Search the material for the word "index" and copy each line that holds it.

Given information —
------------

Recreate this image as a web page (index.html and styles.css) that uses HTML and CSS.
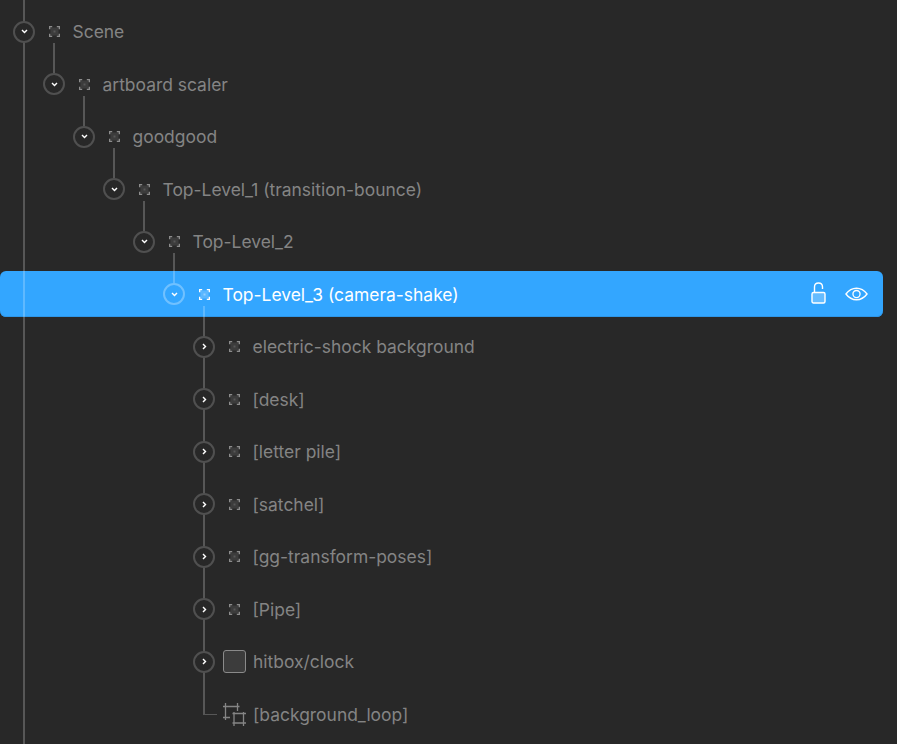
FILE: index.html
```html
<!DOCTYPE html>
<html lang="en">
<head>
<meta charset="utf-8">
<title>Hierarchy</title>
<link rel="stylesheet" href="styles.css">
</head>
<body>
<svg class="defs" width="0" height="0" aria-hidden="true">
  <defs>
    <symbol id="group" viewBox="0 0 11 11">
      <path d="M0.6 3.200V0.600H3.200M7.800 0.600H10.400V3.200M10.400 7.800V10.400H7.800M3.200 10.400H0.600V7.800" fill="none" stroke="currentColor" stroke-width="1.500"/>
      <rect x="1.500" y="1.500" width="8" height="8" fill="currentColor" opacity=".2"/>
      <rect x="4.500" y="4.500" width="2" height="2" fill="currentColor" opacity=".35"/>
    </symbol>
    <symbol id="down" viewBox="0 0 8 6"><path d="M1 1.200L4 4.200L7 1.200" fill="none" stroke="currentColor" stroke-width="1.700"/></symbol>
    <symbol id="right" viewBox="0 0 6 8"><path d="M1.200 1L4.200 4L1.200 7" fill="none" stroke="currentColor" stroke-width="1.700"/></symbol>
  </defs>
</svg>
<main class="tree">
  <div class="guide"></div>

  <div class="row d0 link"><div class="bar"><span class="toggle"><svg class="chev-d"><use href="#down"/></svg></span><svg class="icon"><use href="#group"/></svg><span class="label">Scene</span></div></div>
  <div class="row d1 link"><div class="bar"><span class="toggle"><svg class="chev-d"><use href="#down"/></svg></span><svg class="icon"><use href="#group"/></svg><span class="label">artboard scaler</span></div></div>
  <div class="row d2 link"><div class="bar"><span class="toggle"><svg class="chev-d"><use href="#down"/></svg></span><svg class="icon"><use href="#group"/></svg><span class="label">goodgood</span></div></div>
  <div class="row d3 link"><div class="bar"><span class="toggle"><svg class="chev-d"><use href="#down"/></svg></span><svg class="icon"><use href="#group"/></svg><span class="label">Top-Level_1 (transition-bounce)</span></div></div>
  <div class="row d4 link"><div class="bar"><span class="toggle"><svg class="chev-d"><use href="#down"/></svg></span><svg class="icon"><use href="#group"/></svg><span class="label">Top-Level_2</span></div></div>

  <div class="row d5 selected link-long">
    <div class="bar">
      <span class="toggle"><svg class="chev-d"><use href="#down"/></svg></span><svg class="icon"><use href="#group"/></svg><span class="label">Top-Level_3 (camera-shake)</span>
      <span class="actions">
        <svg class="lock" viewBox="0 0 15 22"><rect x="1" y="10.500" width="13" height="10.500" rx="1.500" fill="#fff" fill-opacity=".25" stroke="#fff" stroke-width="1.400"/><path d="M3.500 10.500V5C3.500 2.500 5 1 7.500 1C10 1 11.500 2.500 11.500 5V7" fill="none" stroke="#fff" stroke-width="1.400"/></svg>
        <svg class="eye" viewBox="0 0 24 14"><path d="M1 7C4 3 7.600 1 12 1C16.400 1 20 3 23 7C20 11 16.400 13 12 13C7.600 13 4 11 1 7Z" fill="none" stroke="#fff" stroke-width="1.400"/><circle cx="12" cy="7" r="3.700" fill="none" stroke="#fff" stroke-width="1.400"/></svg>
      </span>
    </div>
  </div>

  <div class="row d6"><div class="bar"><span class="toggle"><svg class="chev-r"><use href="#right"/></svg></span><svg class="icon"><use href="#group"/></svg><span class="label">electric-shock background</span></div></div>
  <div class="row d6"><div class="bar"><span class="toggle"><svg class="chev-r"><use href="#right"/></svg></span><svg class="icon"><use href="#group"/></svg><span class="label">[desk]</span></div></div>
  <div class="row d6"><div class="bar"><span class="toggle"><svg class="chev-r"><use href="#right"/></svg></span><svg class="icon"><use href="#group"/></svg><span class="label">[letter pile]</span></div></div>
  <div class="row d6"><div class="bar"><span class="toggle"><svg class="chev-r"><use href="#right"/></svg></span><svg class="icon"><use href="#group"/></svg><span class="label">[satchel]</span></div></div>
  <div class="row d6"><div class="bar"><span class="toggle"><svg class="chev-r"><use href="#right"/></svg></span><svg class="icon"><use href="#group"/></svg><span class="label">[gg-transform-poses]</span></div></div>
  <div class="row d6"><div class="bar"><span class="toggle"><svg class="chev-r"><use href="#right"/></svg></span><svg class="icon"><use href="#group"/></svg><span class="label">[Pipe]</span></div></div>
  <div class="row d6"><div class="bar"><span class="toggle"><svg class="chev-r"><use href="#right"/></svg></span><span class="swatch"></span><span class="label">hitbox/clock</span></div></div>
  <div class="row d6 last">
    <div class="bar">
      <span class="toggle-space"></span>
      <svg class="artboard" viewBox="0 0 23 23"><path d="M2.500 0V17M0 3.500H16.500M0 14.500H7M14.500 0V8" fill="none" stroke="currentColor" stroke-width="1.300"/><path d="M9.500 10.500H23M9.500 20H23M11 9V23M20.500 9V23" fill="none" stroke="currentColor" stroke-width="1.300"/></svg>
      <span class="label">[background_loop]</span>
    </div>
  </div>
</main>
</body>
</html>
```
FILE: styles.css
```css
* { box-sizing: border-box; }

html, body {
  margin: 0;
  height: 100%;
  overflow: hidden;
  background: #282828;
}

.defs { position: absolute; }

.tree {
  position: relative;
  height: 744px;
  padding-top: 5.25px;
  font-family: Inter, "Liberation Sans", sans-serif;
  font-size: 17.45px;
  color: #848484;
}

.guide {
  position: absolute;
  z-index: 1;
  left: 23px;
  top: 0;
  bottom: 0;
  width: 2px;
  background: rgba(255, 255, 255, .22);
}

.row {
  position: relative;
  height: 52.5px;
  padding: 3px 0;
}

.bar {
  display: flex;
  align-items: center;
  height: 46.5px;
  margin-right: 14px;
}

.d0 .bar { padding-left: 13px; }
.d1 .bar { padding-left: 43px; }
.d2 .bar { padding-left: 73px; }
.d3 .bar { padding-left: 103px; }
.d4 .bar { padding-left: 133px; }
.d5 .bar { padding-left: 163px; }
.d6 .bar { padding-left: 193px; }

.toggle,
.toggle-space {
  flex: none;
  width: 22px;
  height: 22px;
}

.toggle {
  position: relative;
  z-index: 2;
  display: flex;
  align-items: center;
  justify-content: center;
  border: 2px solid #505050;
  border-radius: 50%;
  background: #282828;
  color: #fff;
}

.chev-d { width: 7px; height: 5px; }
.chev-r { width: 5px; height: 7px; }

.icon {
  flex: none;
  width: 11px;
  height: 11px;
  margin: 0 13px 0 13.500px;
  color: #8c8c8c;
}

.swatch {
  flex: none;
  width: 23px;
  height: 23px;
  margin: 0 7px 0 8px;
  border: 1.500px solid #8a8a8a;
  border-radius: 3px;
  background: #3c3c3c;
}

.artboard {
  flex: none;
  width: 23px;
  height: 23px;
  margin: 0 7px 0 8px;
  color: #858585;
}

.label { white-space: nowrap; }

/* connectors from a node's icon down to its first child */
.link::after,
.link-long::after {
  content: "";
  position: absolute;
  z-index: 1;
  top: 38px;
  width: 2px;
  height: 30px;
  background: rgba(255, 255, 255, .22);
}
.d0.link::after { left: 53px; }
.d1.link::after { left: 83px; }
.d2.link::after { left: 113px; }
.d3.link::after { left: 143px; }
.d4.link::after { left: 173px; }
.d5.link-long::after { left: 203px; height: 409px; }

/* last child elbow */
.last::before {
  content: "";
  position: absolute;
  left: 205px;
  top: 26px;
  width: 12px;
  height: 1px;
  background: rgba(255, 255, 255, .22);
}

.selected .bar {
  position: relative;
  background: #33a6ff;
  border-radius: 6px;
  box-shadow: inset 0 -1px 0 #2d96e8;
  color: #fff;
}

.selected .toggle {
  background: transparent;
  border-color: rgba(255, 255, 255, .3);
}

.selected .icon { color: #fff; }

.actions {
  display: flex;
  align-items: center;
  gap: 19px;
  margin-left: auto;
  margin-right: 15px;
  transform: translateY(-1px);
}

.lock { width: 15px; height: 22px; }
.eye { width: 23px; height: 14px; transform: translateY(1px); }
```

------------

Response to the exercise —
Recreate this image as a web page (index.html and styles.css) that uses HTML and CSS.
FILE: index.html
  z-index: 1;
  z-index: 2;
  z-index: 1;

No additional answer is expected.